PROBLEM STATEMENT:
Locate and copy each line in the data that contains the word "this".

****************************************

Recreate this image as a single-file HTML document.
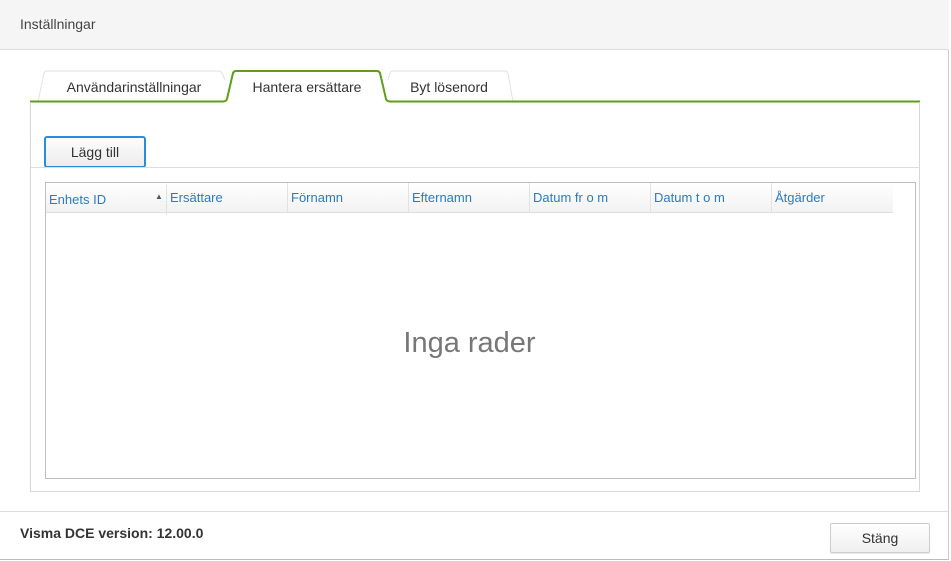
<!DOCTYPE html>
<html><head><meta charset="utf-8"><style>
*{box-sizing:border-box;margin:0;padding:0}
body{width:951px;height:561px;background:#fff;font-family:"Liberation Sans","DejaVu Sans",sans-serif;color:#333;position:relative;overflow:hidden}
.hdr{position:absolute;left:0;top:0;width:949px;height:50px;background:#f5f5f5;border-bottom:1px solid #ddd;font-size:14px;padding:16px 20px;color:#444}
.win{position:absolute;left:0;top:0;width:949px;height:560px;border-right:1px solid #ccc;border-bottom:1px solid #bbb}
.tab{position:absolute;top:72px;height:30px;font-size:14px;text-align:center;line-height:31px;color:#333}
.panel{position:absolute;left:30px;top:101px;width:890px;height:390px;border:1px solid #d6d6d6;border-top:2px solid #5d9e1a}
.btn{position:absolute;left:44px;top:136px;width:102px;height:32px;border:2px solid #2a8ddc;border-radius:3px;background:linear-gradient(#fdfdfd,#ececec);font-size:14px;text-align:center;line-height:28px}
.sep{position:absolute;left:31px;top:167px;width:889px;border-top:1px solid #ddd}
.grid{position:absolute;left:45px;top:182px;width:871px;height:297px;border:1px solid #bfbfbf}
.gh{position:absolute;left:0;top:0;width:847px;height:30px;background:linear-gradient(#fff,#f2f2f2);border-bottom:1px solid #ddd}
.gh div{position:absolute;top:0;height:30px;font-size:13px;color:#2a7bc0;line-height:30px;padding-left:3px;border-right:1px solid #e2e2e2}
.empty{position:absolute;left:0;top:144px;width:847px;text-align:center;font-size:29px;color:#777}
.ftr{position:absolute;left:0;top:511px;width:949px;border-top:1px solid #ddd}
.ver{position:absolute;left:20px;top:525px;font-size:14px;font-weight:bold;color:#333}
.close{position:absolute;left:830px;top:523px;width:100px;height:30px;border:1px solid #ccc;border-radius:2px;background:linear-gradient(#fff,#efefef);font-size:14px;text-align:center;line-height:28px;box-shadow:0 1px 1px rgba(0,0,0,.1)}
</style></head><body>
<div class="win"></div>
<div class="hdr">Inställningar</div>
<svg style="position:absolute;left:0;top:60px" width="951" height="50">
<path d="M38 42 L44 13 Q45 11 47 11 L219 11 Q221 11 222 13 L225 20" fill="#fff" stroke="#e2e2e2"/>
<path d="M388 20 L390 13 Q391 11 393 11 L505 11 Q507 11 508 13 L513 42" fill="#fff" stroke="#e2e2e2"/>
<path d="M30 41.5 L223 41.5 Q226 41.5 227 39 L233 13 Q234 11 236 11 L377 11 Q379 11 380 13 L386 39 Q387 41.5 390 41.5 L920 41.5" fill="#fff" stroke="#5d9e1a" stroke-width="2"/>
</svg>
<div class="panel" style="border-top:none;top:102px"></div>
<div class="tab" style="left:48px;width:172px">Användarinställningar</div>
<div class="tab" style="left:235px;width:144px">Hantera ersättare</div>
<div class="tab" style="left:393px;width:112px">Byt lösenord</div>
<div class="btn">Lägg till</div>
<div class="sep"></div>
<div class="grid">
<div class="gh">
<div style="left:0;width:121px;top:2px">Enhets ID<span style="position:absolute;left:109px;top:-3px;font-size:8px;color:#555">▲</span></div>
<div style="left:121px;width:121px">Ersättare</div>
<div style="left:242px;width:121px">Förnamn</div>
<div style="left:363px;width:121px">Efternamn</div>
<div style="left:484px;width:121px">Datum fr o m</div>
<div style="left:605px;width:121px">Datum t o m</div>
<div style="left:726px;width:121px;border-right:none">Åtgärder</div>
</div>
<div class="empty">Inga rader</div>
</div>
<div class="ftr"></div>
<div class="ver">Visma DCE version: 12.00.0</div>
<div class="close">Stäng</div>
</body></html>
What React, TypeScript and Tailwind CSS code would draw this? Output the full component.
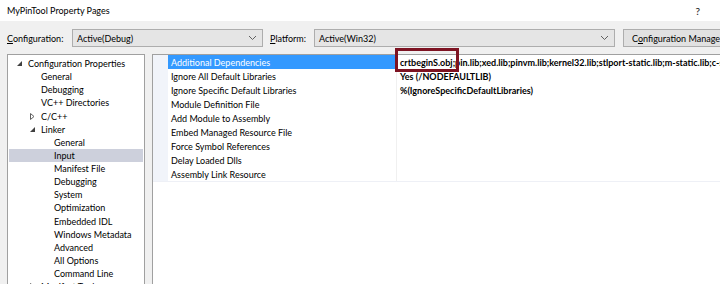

****************************************

THE REPLY:
Recreate this image as a single-file HTML document.
What React, TypeScript and Tailwind CSS code would draw this? Output the full component.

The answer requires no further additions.